The first disc begins with one of his calling cards, Butterworth’s A Shropshire Lad, which he had heard when Nikisch premiered it (badly, by all accounts) and which Boult had recorded, slightly cut, at only his second session back in 1920 with the British Symphony Orchestra and was soon to re-record with the Hallé in wartime. The deft portamenti are very noticeable in this NBC reading as is the very present percussion, brass and well-balanced winds – to what extent these qualities are present on the NBC disc and to what degree they have been magnified by XR work I can’t say. This NBC reading is rather slower than the tempo Boult generally took (his Lyrita LP took the same tempo as the 1942 Hallé; 8:35) but it is exceptionally expressive, and the dynamics are very audible, and the NBC would presumably have had limited, if any, familiarity with the work.
Boult should have made a Beethoven symphony cycle but at least there are scattered examples throughout his long career, both studio – principally Vanguard – and live. In his autobiography he acknowledged taking on the Seventh with Toscanini’s own orchestra as ‘a sin of my youth’. Presumably he’d have heard the Italian’s famous performances of the Seventh in London – though the 1935 recording wasn’t issued at the time, having to wait for LP release decades later – and in point of fact whilst he may have downplayed his effectiveness in it, he acquits himself well.

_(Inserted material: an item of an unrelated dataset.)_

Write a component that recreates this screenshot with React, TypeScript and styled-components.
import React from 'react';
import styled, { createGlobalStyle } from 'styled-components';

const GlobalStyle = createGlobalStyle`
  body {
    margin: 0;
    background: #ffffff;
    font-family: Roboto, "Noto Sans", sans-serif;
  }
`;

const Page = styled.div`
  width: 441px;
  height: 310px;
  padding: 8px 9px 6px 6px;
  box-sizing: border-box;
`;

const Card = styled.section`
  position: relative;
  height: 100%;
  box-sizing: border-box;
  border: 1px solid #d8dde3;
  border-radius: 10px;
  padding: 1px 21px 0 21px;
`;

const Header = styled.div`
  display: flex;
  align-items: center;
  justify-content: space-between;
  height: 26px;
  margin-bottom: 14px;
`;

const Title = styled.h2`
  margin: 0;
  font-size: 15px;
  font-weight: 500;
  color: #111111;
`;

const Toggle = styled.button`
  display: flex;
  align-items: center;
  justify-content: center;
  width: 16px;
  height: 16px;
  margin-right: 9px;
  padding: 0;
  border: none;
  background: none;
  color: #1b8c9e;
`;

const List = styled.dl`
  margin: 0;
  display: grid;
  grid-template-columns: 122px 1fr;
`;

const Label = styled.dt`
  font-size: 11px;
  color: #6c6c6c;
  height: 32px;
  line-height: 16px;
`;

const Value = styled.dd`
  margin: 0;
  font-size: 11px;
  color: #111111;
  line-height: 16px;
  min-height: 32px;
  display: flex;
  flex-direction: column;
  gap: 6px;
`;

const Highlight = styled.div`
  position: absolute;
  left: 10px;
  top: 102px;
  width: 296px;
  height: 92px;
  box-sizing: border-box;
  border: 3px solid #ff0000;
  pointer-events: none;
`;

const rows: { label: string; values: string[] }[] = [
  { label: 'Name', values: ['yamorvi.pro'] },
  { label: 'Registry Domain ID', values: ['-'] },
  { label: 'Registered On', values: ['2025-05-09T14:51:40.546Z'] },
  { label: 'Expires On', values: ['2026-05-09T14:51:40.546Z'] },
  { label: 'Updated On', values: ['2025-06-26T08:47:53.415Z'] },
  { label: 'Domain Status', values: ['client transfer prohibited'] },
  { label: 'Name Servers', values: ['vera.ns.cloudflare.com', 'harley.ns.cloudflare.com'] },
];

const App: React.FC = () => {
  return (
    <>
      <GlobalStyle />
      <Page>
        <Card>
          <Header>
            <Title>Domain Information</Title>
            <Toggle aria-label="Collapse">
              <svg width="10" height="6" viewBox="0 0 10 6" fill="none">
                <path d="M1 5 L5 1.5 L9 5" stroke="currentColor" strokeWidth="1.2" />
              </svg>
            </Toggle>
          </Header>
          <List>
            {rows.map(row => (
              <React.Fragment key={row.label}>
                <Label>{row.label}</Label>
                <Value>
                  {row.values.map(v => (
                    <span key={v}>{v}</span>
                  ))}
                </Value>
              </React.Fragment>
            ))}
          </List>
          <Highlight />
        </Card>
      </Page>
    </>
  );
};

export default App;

Boult takes the repeats in the Presto and the Finale and generates rhythmic punch and drive, strong and tensile, though with sufficient flexibility. The final work in the first disc is the Enigma Variations, a work he had recorded with the BBC in 1936 following an august line of previous 78 sets from the composer himself (twice), Henry Wood, and Hamilton Harty. Boult is lean and linear but there are once again more portamenti from the NBC than one would have expected and it’s a feature that he was clearly at pains to impart. You can hear something similar in the live Concertgebouw performance he gave in 1940, preserved by the BBC though not in as glowing or as bright sound as this NBC performance. Some elements of the NBC (and Dutch) performance still strike me as less impressive – strangely Nimrod and the finale, E.D.U, are more eruptive than I’d recalled from this period of his musical life.
Disc two opens with Holst’s genial A Fugal Concerto. No soloists are mentioned so I will take a stab at oboist Robert Bloom and flautist John Wummer (the flautist is certainly not Carmine Coppola, father of Francis Ford Coppola, who wasn’t playing with the orchestra by this point). This is a lovely, lively, affectionate and unpretentious little work and is given a suitably warm reading. Next up is the American première of Walton’s Viola Concerto given by the NBC’s co-principal with Carlton Cooley, the Scotsman William Primrose. The first recording had already been made by Frederick Riddle in 1937 with Walton conducting, but Primrose was to make two commercial sets, the first with the composer in 1946 and later with Sargent. Boult never recorded it in the studio which makes this New York premiere all the more rewarding. The performance scores very highly because of its accumulation of rhythmic bite and the soloist’s tonal lustre, still recognisably the ‘London String Quartet’ Primrose before his tone tightened somewhat during his Heifetz and Piatigorsky days and lost a degree of its bloom. The eloquence of the concerto’s melancholic close is beautifully realised by both men; a major achievement.
Following this is Vaughan Williams’ Fourth Symphony, a work Boult premiered but the composer first recorded with Boult’s orchestra in 1937 – a good year for British premières on disc. The American première had been given by Rodziński in Cleveland and it was a work Stokowski was soon to take up, performing it with the NBC in 1943 (it can be found on Cala). No one can match the composer for sheer pulsating speed in this work but Boult, who was to record it in the studio in 1955 and 1968, was not one for caution either. His habitual care for balancing brings expected rewards and he delivers a mightily impressive account backed by the NBC’s sectional excellence. Their corporate string tone wasn’t as warm as the BBC Symphony’s of the time, but they are a fine conduit for VW’s tensile vehemence.
The final piece is Copland’s El Salón México, composed in 1936, premièred the following year at a concert directed by Carlos Chávez, but heard here in apparently its North American premiere. This lively reading is full of flair – often a quality overlooked in a conductor who many years later gleefully recorded Gershwin’s Cuban Overture, Sousa favourites, Eric Coates and even Richard Rodgers’ Guadalcanal March.
This is a vital and valuable twofer that can be heard alongside Somm’s restorations of Elgar repertoire in NBC performances from just a few years later (review ~ review). With punchy XR sonics and early examples of Boult’s way with many of these works, this is an invaluable release for admirers of the conductor.